I was especially pleased with the black-and-white and monochrome images, which displayed no cast and even reproduced the subtle tones and shades of duotone ink sets when printing in color. In the past I had relied mostly on Epson’s Advanced Black and White mode for nearly all my black and whites with any and all papers.

Canon has done an excellent job of melding pro and advanced amateur features and benefits in the PRO-1000: the printer combines ease of use with enhanced options; has meaningful and timely notifications and pop-up suggestions; handles all sorts of paper surfaces and weights; produces prints that match the subtleties of on-screen previews and proofs; and avoids any jam-ups in transport that occasionally plagued other printers I have tested or bought in the past.
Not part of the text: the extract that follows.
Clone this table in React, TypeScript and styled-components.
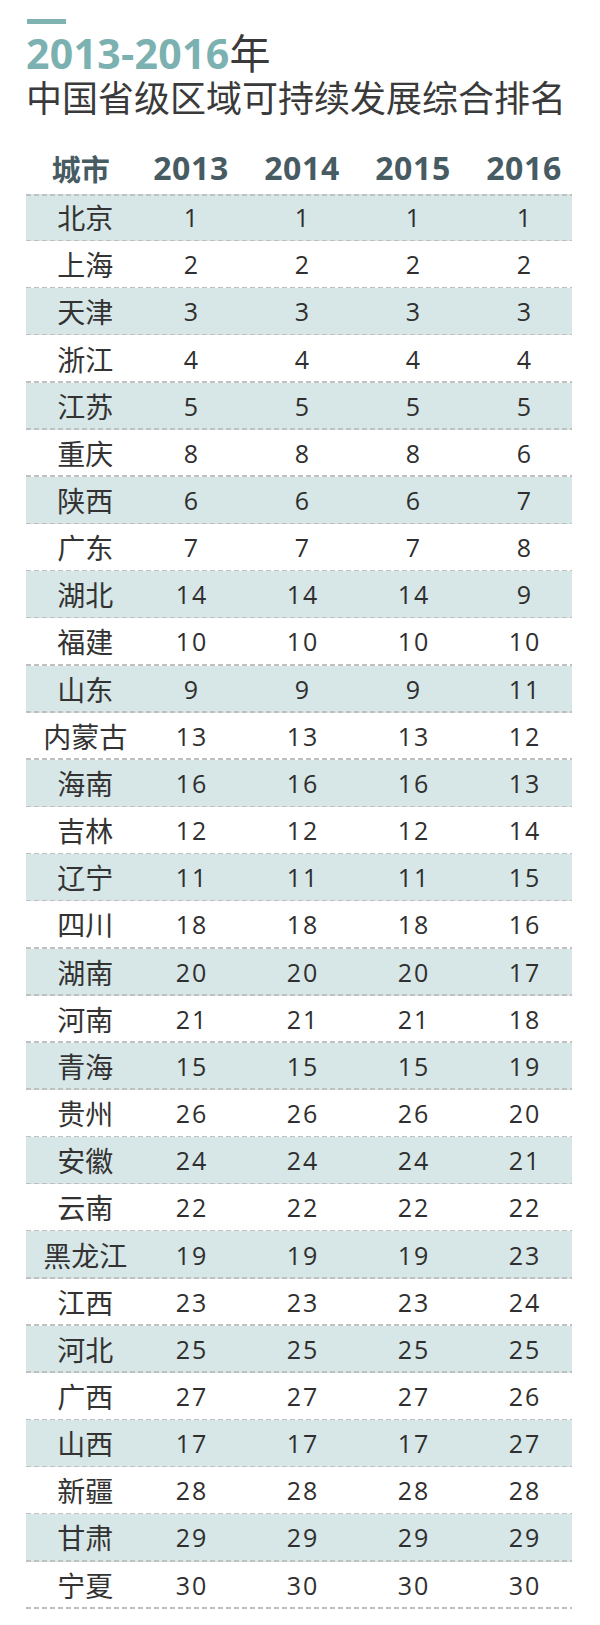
import React from "react";
import styled, { createGlobalStyle } from "styled-components";

const Global = createGlobalStyle`
  html, body { margin: 0; padding: 0; background: #ffffff; }
  body { font-family: "Open Sans", "Noto Sans CJK SC", sans-serif; }
`;

const Page = styled.div`
  width: 600px;
  min-height: 1625px;
  box-sizing: border-box;
  padding: 19px 28px 0 26px;
`;

const Accent = styled.div`
  width: 39px;
  height: 5px;
  margin-left: 1px;
  background: #7fb3b2;
`;

const TitleYears = styled.div`
  margin-top: 7px;
  font-size: 41px;
  line-height: 40px;
  font-weight: 700;
  color: #7bb1b0;
  white-space: nowrap;
  letter-spacing: 0.3px;
`;

const TitleYear = styled.span`
  font-family: "Noto Sans CJK SC", sans-serif;
  font-weight: 400;
  color: #3a3a3a;
`;

const TitleMain = styled.div`
  font-family: "Noto Sans CJK SC", sans-serif;
  font-size: 36px;
  line-height: 46px;
  color: #3a3a3a;
  white-space: nowrap;
`;

const Table = styled.div`
  width: 546px;
`;

const HeadRow = styled.div`
  display: grid;
  grid-template-columns: 109.5px 111px 111px 111px 103.5px;
  padding-top: 29px;
  padding-bottom: 6px;
  height: 40px;
`;

const HeadCell = styled.div<{ $last?: boolean; $city?: boolean }>`
  text-align: center;
  font-family: ${(p) => (p.$city ? `"Noto Sans CJK SC", sans-serif` : `"Open Sans", sans-serif`)};
  font-size: ${(p) => (p.$city ? "29px" : "32px")};
  letter-spacing: ${(p) => (p.$city ? "0" : "0.6px")};
  line-height: 40px;
  font-weight: 700;
  color: #475b63;
  padding-left: ${(p) => (p.$last ? "7.5px" : "0")};
  white-space: nowrap;
`;

const Row = styled.div<{ $shade: boolean; $first: boolean }>`
  position: relative;
  display: grid;
  grid-template-columns: 109.5px 111px 111px 111px 103.5px;
  height: 47.17px;
  align-items: center;
  background: ${(p) => (p.$shade ? "#d7e6e6" : "#ffffff")};

  &::after {
    content: "";
    position: absolute;
    left: 0;
    right: 0;
    bottom: 0;
    height: 1.5px;
    background: repeating-linear-gradient(90deg, #c0c0c0 0 5px, transparent 5px 8px);
  }

  &::before {
    content: "";
    display: ${(p) => (p.$first ? "block" : "none")};
    position: absolute;
    left: 0;
    right: 0;
    top: 0;
    height: 1.5px;
    background: repeating-linear-gradient(90deg, #c0c0c0 0 5px, transparent 5px 8px);
  }
`;

const CityCell = styled.div`
  text-align: center;
  padding-left: 9px;
  font-family: "Noto Sans CJK SC", sans-serif;
  font-size: 28px;
  line-height: 47px;
  color: #333333;
  white-space: nowrap;
`;

const NumCell = styled.div<{ $last?: boolean }>`
  text-align: center;
  padding-left: ${(p) => (p.$last ? "9.5px" : "2px")};
  font-family: "Open Sans", sans-serif;
  font-size: 25px;
  letter-spacing: 2px;
  line-height: 47px;
  color: #2f2f2f;
`;

const data: [string, number, number, number, number][] = [
  ["北京", 1, 1, 1, 1],
  ["上海", 2, 2, 2, 2],
  ["天津", 3, 3, 3, 3],
  ["浙江", 4, 4, 4, 4],
  ["江苏", 5, 5, 5, 5],
  ["重庆", 8, 8, 8, 6],
  ["陕西", 6, 6, 6, 7],
  ["广东", 7, 7, 7, 8],
  ["湖北", 14, 14, 14, 9],
  ["福建", 10, 10, 10, 10],
  ["山东", 9, 9, 9, 11],
  ["内蒙古", 13, 13, 13, 12],
  ["海南", 16, 16, 16, 13],
  ["吉林", 12, 12, 12, 14],
  ["辽宁", 11, 11, 11, 15],
  ["四川", 18, 18, 18, 16],
  ["湖南", 20, 20, 20, 17],
  ["河南", 21, 21, 21, 18],
  ["青海", 15, 15, 15, 19],
  ["贵州", 26, 26, 26, 20],
  ["安徽", 24, 24, 24, 21],
  ["云南", 22, 22, 22, 22],
  ["黑龙江", 19, 19, 19, 23],
  ["江西", 23, 23, 23, 24],
  ["河北", 25, 25, 25, 25],
  ["广西", 27, 27, 27, 26],
  ["山西", 17, 17, 17, 27],
  ["新疆", 28, 28, 28, 28],
  ["甘肃", 29, 29, 29, 29],
  ["宁夏", 30, 30, 30, 30],
];

export default function App() {
  return (
    <>
      <Global />
      <Page>
        <Accent />
        <TitleYears>
          2013-2016<TitleYear>年</TitleYear>
        </TitleYears>
        <TitleMain>中国省级区域可持续发展综合排名</TitleMain>
        <Table>
          <HeadRow>
            <HeadCell $city>城市</HeadCell>
            <HeadCell>2013</HeadCell>
            <HeadCell>2014</HeadCell>
            <HeadCell>2015</HeadCell>
            <HeadCell $last>2016</HeadCell>
          </HeadRow>
          {data.map(([city, a, b, c, d], i) => (
            <Row key={city} $shade={i % 2 === 0} $first={i === 0}>
              <CityCell>{city}</CityCell>
              <NumCell>{a}</NumCell>
              <NumCell>{b}</NumCell>
              <NumCell>{c}</NumCell>
              <NumCell $last>{d}</NumCell>
            </Row>
          ))}
        </Table>
      </Page>
    </>
  );
}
As such, it should appeal to enthusiasts, pros, schools, and anyone dedicated to making fine prints for home decor, gallery shows, and simply as expressions of their photographic art and craft. It is uncomplicated yet refined, and brings down the barriers for those who want to make up to 17x22-inch prints but had been intimidated by the seeming complications of past printer models and designs. It is a desktop printer writ large.

One more note: Prior to working with this printer I brought in a number of images to a lab to make 16x20-inch prints for a show. I plunked down almost $400 for a set of prints, and had to go back and forth on a few to get them done right. With the PRO-1000, I made similar-sized prints that came out right the first time through and barely made a dent in the 80-milliliter ink cartridges. That showed me the value of this unit and how having control over my own work made a real difference in the experience and the satisfaction of completing the circle begun when I first snapped the shutter.